---------- Supplied material ----------

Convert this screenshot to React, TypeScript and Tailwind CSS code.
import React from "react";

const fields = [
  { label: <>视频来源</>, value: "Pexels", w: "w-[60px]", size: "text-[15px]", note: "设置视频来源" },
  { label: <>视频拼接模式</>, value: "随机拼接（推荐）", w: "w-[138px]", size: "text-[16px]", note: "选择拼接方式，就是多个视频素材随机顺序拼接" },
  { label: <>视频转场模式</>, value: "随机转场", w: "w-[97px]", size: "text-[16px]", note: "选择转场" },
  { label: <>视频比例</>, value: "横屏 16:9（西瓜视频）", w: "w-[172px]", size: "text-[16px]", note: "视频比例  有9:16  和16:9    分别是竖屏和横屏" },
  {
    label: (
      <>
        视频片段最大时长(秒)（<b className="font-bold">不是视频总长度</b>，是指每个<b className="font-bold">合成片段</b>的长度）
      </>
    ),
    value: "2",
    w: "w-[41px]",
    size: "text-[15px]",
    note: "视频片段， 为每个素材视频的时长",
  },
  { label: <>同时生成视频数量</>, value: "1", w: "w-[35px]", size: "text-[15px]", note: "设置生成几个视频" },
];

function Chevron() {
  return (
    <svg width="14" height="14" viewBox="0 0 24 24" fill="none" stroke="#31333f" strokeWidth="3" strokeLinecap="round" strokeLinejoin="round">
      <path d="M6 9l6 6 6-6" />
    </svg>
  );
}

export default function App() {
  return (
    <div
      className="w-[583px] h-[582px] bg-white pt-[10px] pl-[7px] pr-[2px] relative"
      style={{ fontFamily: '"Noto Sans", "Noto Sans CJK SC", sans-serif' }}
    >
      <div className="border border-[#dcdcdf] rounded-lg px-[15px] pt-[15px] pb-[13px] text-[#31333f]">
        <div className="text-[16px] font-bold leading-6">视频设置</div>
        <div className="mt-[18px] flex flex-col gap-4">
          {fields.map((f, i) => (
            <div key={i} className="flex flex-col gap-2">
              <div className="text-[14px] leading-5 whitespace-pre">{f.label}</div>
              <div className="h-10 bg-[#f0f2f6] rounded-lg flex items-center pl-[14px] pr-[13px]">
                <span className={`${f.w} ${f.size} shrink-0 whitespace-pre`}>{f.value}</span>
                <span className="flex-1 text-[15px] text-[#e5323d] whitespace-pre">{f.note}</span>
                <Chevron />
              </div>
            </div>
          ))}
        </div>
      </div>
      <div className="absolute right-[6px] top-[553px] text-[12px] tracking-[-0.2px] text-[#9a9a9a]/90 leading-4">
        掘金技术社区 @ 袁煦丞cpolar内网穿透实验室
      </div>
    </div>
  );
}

----------

• Problem description:
Retype the whole listing, matching it exactly.

• Exercise response:
Convert this screenshot to React, TypeScript and Tailwind CSS code.
import React from "react";

const fields = [
  { label: <>视频来源</>, value: "Pexels", w: "w-[60px]", size: "text-[15px]", note: "设置视频来源" },
  { label: <>视频拼接模式</>, value: "随机拼接（推荐）", w: "w-[138px]", size: "text-[16px]", note: "选择拼接方式，就是多个视频素材随机顺序拼接" },
  { label: <>视频转场模式</>, value: "随机转场", w: "w-[97px]", size: "text-[16px]", note: "选择转场" },
  { label: <>视频比例</>, value: "横屏 16:9（西瓜视频）", w: "w-[172px]", size: "text-[16px]", note: "视频比例  有9:16  和16:9    分别是竖屏和横屏" },
  {
    label: (
      <>
        视频片段最大时长(秒)（<b className="font-bold">不是视频总长度</b>，是指每个<b className="font-bold">合成片段</b>的长度）
      </>
    ),
    value: "2",
    w: "w-[41px]",
    size: "text-[15px]",
    note: "视频片段， 为每个素材视频的时长",
  },
  { label: <>同时生成视频数量</>, value: "1", w: "w-[35px]", size: "text-[15px]", note: "设置生成几个视频" },
];

function Chevron() {
  return (
    <svg width="14" height="14" viewBox="0 0 24 24" fill="none" stroke="#31333f" strokeWidth="3" strokeLinecap="round" strokeLinejoin="round">
      <path d="M6 9l6 6 6-6" />
    </svg>
  );
}

export default function App() {
  return (
    <div
      className="w-[583px] h-[582px] bg-white pt-[10px] pl-[7px] pr-[2px] relative"
      style={{ fontFamily: '"Noto Sans", "Noto Sans CJK SC", sans-serif' }}
    >
      <div className="border border-[#dcdcdf] rounded-lg px-[15px] pt-[15px] pb-[13px] text-[#31333f]">
        <div className="text-[16px] font-bold leading-6">视频设置</div>
        <div className="mt-[18px] flex flex-col gap-4">
          {fields.map((f, i) => (
            <div key={i} className="flex flex-col gap-2">
              <div className="text-[14px] leading-5 whitespace-pre">{f.label}</div>
              <div className="h-10 bg-[#f0f2f6] rounded-lg flex items-center pl-[14px] pr-[13px]">
                <span className={`${f.w} ${f.size} shrink-0 whitespace-pre`}>{f.value}</span>
                <span className="flex-1 text-[15px] text-[#e5323d] whitespace-pre">{f.note}</span>
                <Chevron />
              </div>
            </div>
          ))}
        </div>
      </div>
      <div className="absolute right-[6px] top-[553px] text-[12px] tracking-[-0.2px] text-[#9a9a9a]/90 leading-4">
        掘金技术社区 @ 袁煦丞cpolar内网穿透实验室
      </div>
    </div>
  );
}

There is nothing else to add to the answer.